Oltre all’aspetto estetico, Manhattan rappresenta anche una visione del mondo che Allen avrebbe continuato a esplorare nei decenni successivi. La vulnerabilità emotiva e la crisi d’identità che attraversano il film si ritrovano in altri lavori successivi come Hannah e le sue sorelle (1986) o Crimini e misfatti (1989), rendendo Manhattan una sorta di manifesto del pensiero alleniano.
Sotto: Isaac (Woody Allen) e Tracy (Mariel Hemingway)

Manhattan: la panchina più bella del mondo
A 45 anni dalla sua uscita, Manhattan rimane un capolavoro di un regista, Woody Allen, che ha voluto dedicare alla sua città la più bella dichiarazione d’amore che esista: un intero film su essa. La città che Allen ha immortalato è cambiata, così come è cambiato il cinema e la cultura popolare, ma il film conserva intatta la sua forza evocativa. Il senso di nostalgia che permea ogni scena, l’equilibrio tra leggerezza e profondità emotiva, e l’intramontabile bellezza delle sue immagini fanno di Manhattan un’opera che rimarrà nella panchina più bella del mondo: lì pronta ad aspettare la prossima coppia.

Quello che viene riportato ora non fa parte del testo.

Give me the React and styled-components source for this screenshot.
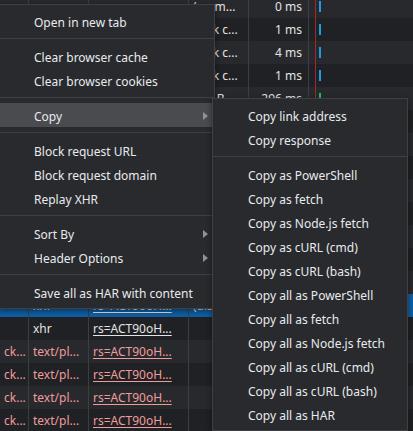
import React from "react";
import styled, { createGlobalStyle } from "styled-components";

const GlobalStyle = createGlobalStyle`
  html, body {
    margin: 0;
    padding: 0;
    background: #202124;
    overflow: hidden;
  }
  body {
    font-family: "Noto Sans", "Liberation Sans", sans-serif;
    font-size: 12px;
  }
`;

const Page = styled.div`
  position: relative;
  width: 413px;
  height: 431px;
  overflow: hidden;
  background: #202124;
`;

const Table = styled.div`
  margin-top: -5px;
  display: flex;
  flex-direction: column;
`;

const Row = styled.div`
  display: grid;
  grid-template-columns: 29px 60px 100px 60px 60px 1fr;
  height: 23px;
  background: ${(p) => (p.$selected ? "#0f5fa6" : p.$alt ? "#28292c" : "#202124")};
`;

const Cell = styled.div`
  box-sizing: border-box;
  border-right: 1px solid #3d3e41;
  padding: ${(p) => (p.$right ? "0 6px 0 4px" : "0 4px")};
  line-height: 23px;
  white-space: nowrap;
  overflow: hidden;
  text-align: ${(p) => (p.$right ? "right" : "left")};
  color: ${(p) => (p.$error ? "#ee9c9c" : "#e3e3e3")};
  text-decoration: ${(p) => (p.$link ? "underline" : "none")};
  text-underline-offset: 2px;
`;

const Waterfall = styled.div`
  position: relative;
  display: flex;
  align-items: center;
  padding-left: 10px;

  &::before {
    content: "";
    position: absolute;
    left: 6px;
    top: 0;
    bottom: 0;
    width: 1px;
    background: #9b2a2a;
  }
`;

const Bar = styled.div`
  width: 2px;
  height: 11px;
  background: ${(p) => (p.$color === "green" ? "#1fbd6a" : "#1e9ce8")};
`;

const Menu = styled.div`
  position: absolute;
  box-sizing: border-box;
  left: ${(p) => p.$left}px;
  top: ${(p) => p.$top}px;
  width: ${(p) => p.$width}px;
  padding: 4px 0;
  background: #292a2d;
  border: 1px solid #3f4044;
  box-shadow: 0 2px 6px rgba(0, 0, 0, 0.45);
  color: #e8eaed;
`;

const Item = styled.div`
  display: flex;
  align-items: center;
  height: 24px;
  padding-left: 35px;
  padding-top: 2px;
  box-sizing: border-box;
  white-space: nowrap;
  background: ${(p) => (p.$active ? "#4a4b4f" : "transparent")};
`;

const Arrow = styled.span`
  margin-left: auto;
  margin-right: 6px;
  width: 0;
  height: 0;
  border-left: 5px solid #909296;
  border-top: 4px solid transparent;
  border-bottom: 4px solid transparent;
`;

const Separator = styled.div`
  height: 1px;
  margin: 5px 0;
  background: #3f4044;
`;

const link = "rs=ACT90oH...";

// rows 5-12 sit fully behind the context menus, so they carry no text
const rows = [
  { c4: "(mem...", c5: "0 ms", bar: "blue" },
  { c4: "(disk c...", c5: "1 ms", bar: "blue" },
  { c4: "(disk c...", c5: "4 ms", bar: "blue" },
  { c4: "(disk c...", c5: "1 ms", bar: "blue" },
  { c4: "147 B", c5: "296 ms", bar: "green" },
  {},
  {},
  {},
  {},
  {},
  {},
  {},
  {},
  { c2: "xhr", c3: link, c4: "(disk c...", selected: true },
  { c2: "xhr", c3: link },
  { c1: "ck...", c2: "text/pl...", c3: link, error: true },
  { c1: "ck...", c2: "text/pl...", c3: link, error: true },
  { c1: "ck...", c2: "text/pl...", c3: link, error: true },
  { c1: "ck...", c2: "text/pl...", c3: link, error: true },
];

const mainMenu = [
  ["Open in new tab"],
  ["Clear browser cache", "Clear browser cookies"],
  [{ label: "Copy", sub: true, active: true }],
  ["Block request URL", "Block request domain", "Replay XHR"],
  [{ label: "Sort By", sub: true }, { label: "Header Options", sub: true }],
  ["Save all as HAR with content"],
];

const copyMenu = [
  ["Copy link address", "Copy response"],
  [
    "Copy as PowerShell",
    "Copy as fetch",
    "Copy as Node.js fetch",
    "Copy as cURL (cmd)",
    "Copy as cURL (bash)",
    "Copy all as PowerShell",
    "Copy all as fetch",
    "Copy all as Node.js fetch",
    "Copy all as cURL (cmd)",
    "Copy all as cURL (bash)",
    "Copy all as HAR",
  ],
];

const MenuGroups = ({ groups }) =>
  groups.map((group, gi) => (
    <React.Fragment key={gi}>
      {gi > 0 && <Separator />}
      {group.map((entry) => {
        const item = typeof entry === "string" ? { label: entry } : entry;
        return (
          <Item key={item.label} $active={item.active}>
            {item.label}
            {item.sub && <Arrow />}
          </Item>
        );
      })}
    </React.Fragment>
  ));

export default function App() {
  return (
    <Page>
      <GlobalStyle />
      <Table>
        {rows.map((r, i) => (
          <Row key={i} $selected={r.selected} $alt={i < 13 ? i % 2 === 0 : i % 2 === 1}>
            <Cell $error={r.error}>{r.c1}</Cell>
            <Cell $error={r.error}>{r.c2}</Cell>
            <Cell $error={r.error} $link={!!r.c3}>{r.c3}</Cell>
            <Cell $error={r.error}>{r.c4}</Cell>
            <Cell $right>{r.c5}</Cell>
            <Waterfall>{r.bar && <Bar $color={r.bar} />}</Waterfall>
          </Row>
        ))}
      </Table>

      <Menu $left={-2} $top={4} $width={217}>
        <MenuGroups groups={mainMenu} />
      </Menu>

      <Menu $left={212} $top={98} $width={196}>
        <MenuGroups groups={copyMenu} />
      </Menu>
    </Page>
  );
}
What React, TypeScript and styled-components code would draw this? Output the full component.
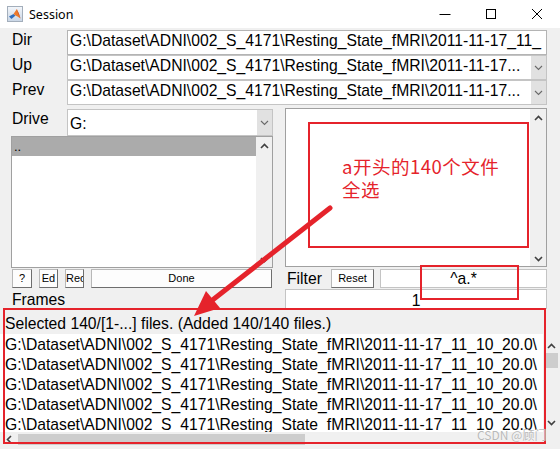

Woody Allen, con questo film, ha dimostrato di essere non solo un comico geniale, ma anche un poeta della condizione umana. Amante del cinema italiano e francese, (sapevi che l’ultimo film di Allen è girato totalmente in francese? Clicca qui per l’articolo sul film presentato fuori concorso a Venezia 80) Allen mostra sempre la sua visione della vita – ironica, disincantata, ma sempre in cerca di bellezza e verità –, e Manhattan resta uno dei contributi più importanti, commoventi e unici alla storia del cinema. Guardate, senza pregiudizi, quest’opera d’arte: quando vi ricapita di innamorarvi di una città in cui non avete mai vissuto?